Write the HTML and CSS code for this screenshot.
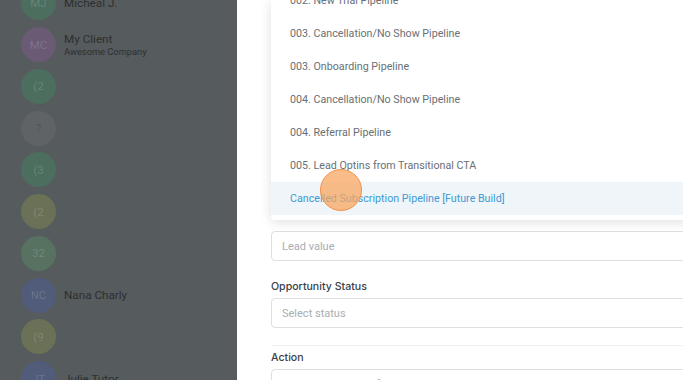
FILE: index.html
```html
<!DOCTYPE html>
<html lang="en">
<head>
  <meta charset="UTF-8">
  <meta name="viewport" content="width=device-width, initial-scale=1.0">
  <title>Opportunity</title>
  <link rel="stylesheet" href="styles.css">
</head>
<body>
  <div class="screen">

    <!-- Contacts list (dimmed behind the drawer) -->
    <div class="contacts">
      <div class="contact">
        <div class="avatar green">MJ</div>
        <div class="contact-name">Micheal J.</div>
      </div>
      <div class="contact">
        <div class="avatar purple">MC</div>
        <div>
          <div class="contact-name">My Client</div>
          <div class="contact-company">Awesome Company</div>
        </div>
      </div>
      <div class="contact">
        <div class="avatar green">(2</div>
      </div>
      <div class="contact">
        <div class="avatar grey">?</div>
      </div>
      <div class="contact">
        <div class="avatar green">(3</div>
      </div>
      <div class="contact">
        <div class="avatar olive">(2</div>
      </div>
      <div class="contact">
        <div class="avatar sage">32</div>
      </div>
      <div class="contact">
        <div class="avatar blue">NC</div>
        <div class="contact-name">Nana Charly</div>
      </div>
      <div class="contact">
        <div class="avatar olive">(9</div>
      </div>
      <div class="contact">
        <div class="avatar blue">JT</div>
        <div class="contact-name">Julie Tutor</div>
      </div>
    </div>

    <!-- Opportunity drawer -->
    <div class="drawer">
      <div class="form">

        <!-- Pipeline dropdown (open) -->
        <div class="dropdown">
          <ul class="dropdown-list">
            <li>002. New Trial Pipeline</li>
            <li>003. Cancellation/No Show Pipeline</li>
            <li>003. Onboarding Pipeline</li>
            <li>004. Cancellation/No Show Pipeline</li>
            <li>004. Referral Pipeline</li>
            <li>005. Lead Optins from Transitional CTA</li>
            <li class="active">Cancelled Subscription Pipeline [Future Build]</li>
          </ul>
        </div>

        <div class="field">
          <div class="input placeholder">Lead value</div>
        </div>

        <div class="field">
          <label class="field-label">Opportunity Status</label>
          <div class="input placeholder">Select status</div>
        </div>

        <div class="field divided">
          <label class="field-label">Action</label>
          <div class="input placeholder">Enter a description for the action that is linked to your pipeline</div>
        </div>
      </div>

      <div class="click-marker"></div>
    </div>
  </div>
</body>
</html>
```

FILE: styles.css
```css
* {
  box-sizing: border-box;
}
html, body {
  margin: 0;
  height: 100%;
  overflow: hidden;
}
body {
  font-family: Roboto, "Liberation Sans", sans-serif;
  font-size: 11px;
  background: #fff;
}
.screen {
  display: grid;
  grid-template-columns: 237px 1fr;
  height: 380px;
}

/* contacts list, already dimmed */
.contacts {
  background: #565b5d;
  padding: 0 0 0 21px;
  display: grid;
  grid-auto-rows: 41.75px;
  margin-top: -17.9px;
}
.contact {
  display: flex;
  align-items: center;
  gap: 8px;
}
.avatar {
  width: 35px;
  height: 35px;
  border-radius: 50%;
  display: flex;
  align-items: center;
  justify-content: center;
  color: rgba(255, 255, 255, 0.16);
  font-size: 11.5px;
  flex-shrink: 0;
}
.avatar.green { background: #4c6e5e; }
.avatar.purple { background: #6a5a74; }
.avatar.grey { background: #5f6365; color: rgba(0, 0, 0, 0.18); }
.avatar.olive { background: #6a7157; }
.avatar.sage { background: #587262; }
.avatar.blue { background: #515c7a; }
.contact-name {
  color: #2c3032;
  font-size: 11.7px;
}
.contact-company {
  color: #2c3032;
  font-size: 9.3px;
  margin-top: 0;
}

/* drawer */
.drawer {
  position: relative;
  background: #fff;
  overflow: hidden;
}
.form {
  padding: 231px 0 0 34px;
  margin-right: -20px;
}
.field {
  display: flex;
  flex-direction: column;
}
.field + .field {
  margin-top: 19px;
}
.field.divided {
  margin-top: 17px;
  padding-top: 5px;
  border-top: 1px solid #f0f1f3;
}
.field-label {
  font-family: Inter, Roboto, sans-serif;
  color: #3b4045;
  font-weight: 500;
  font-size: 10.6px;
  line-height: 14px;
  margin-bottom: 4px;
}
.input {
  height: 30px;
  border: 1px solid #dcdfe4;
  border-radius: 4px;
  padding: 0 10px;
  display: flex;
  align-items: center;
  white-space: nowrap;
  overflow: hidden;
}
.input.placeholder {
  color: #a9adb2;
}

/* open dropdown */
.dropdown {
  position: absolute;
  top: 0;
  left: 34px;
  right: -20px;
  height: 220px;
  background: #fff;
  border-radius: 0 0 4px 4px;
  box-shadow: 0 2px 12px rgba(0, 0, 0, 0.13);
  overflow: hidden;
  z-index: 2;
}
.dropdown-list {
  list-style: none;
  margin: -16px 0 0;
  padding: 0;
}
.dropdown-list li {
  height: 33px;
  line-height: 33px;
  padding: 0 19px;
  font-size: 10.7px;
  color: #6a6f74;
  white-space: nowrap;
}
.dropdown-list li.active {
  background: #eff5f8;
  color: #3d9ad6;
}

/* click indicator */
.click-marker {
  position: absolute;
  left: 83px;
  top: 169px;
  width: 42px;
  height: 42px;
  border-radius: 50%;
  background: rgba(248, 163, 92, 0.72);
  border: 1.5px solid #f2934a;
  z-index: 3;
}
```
◆ ◆ ◆ ◆ ◆ ◆ ◆
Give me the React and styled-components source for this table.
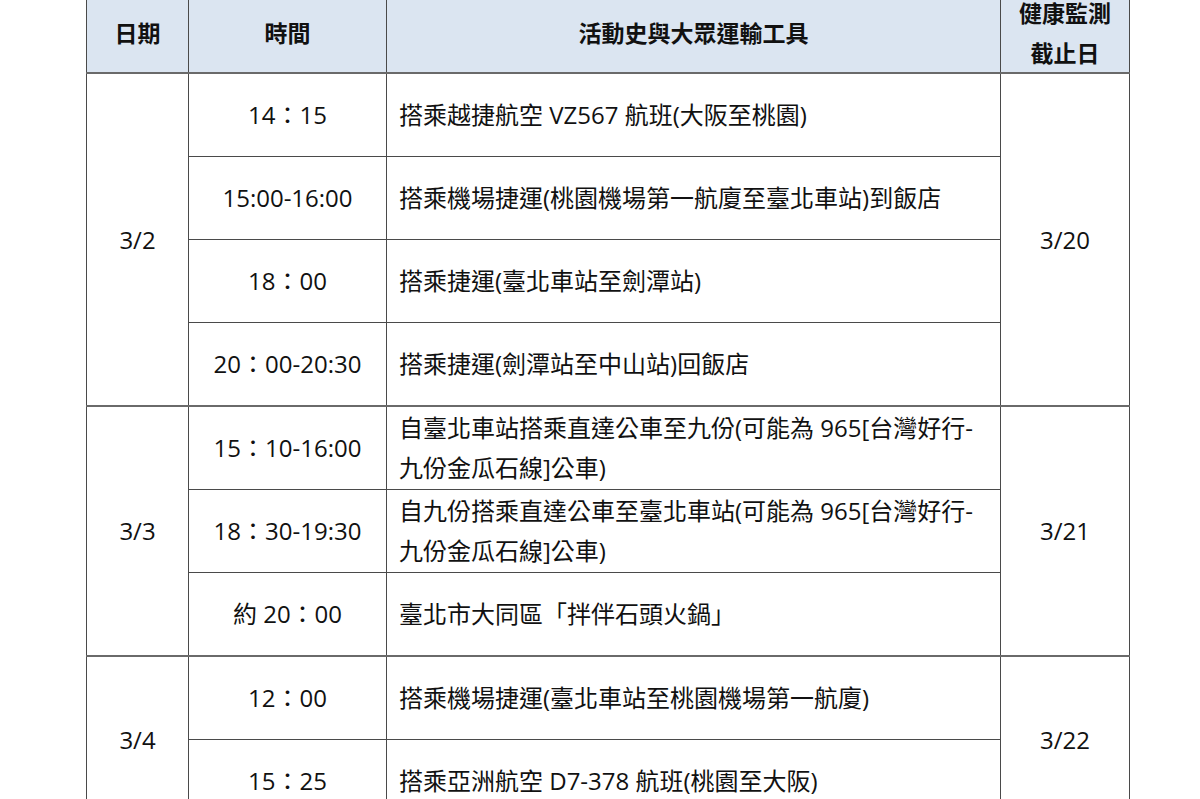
◆ ◆ ◆ ◆ ◆ ◆ ◆
(Written exercise) In the listing, find every line with the word "this" and state how many there are, nothing more.

(Correct output) 2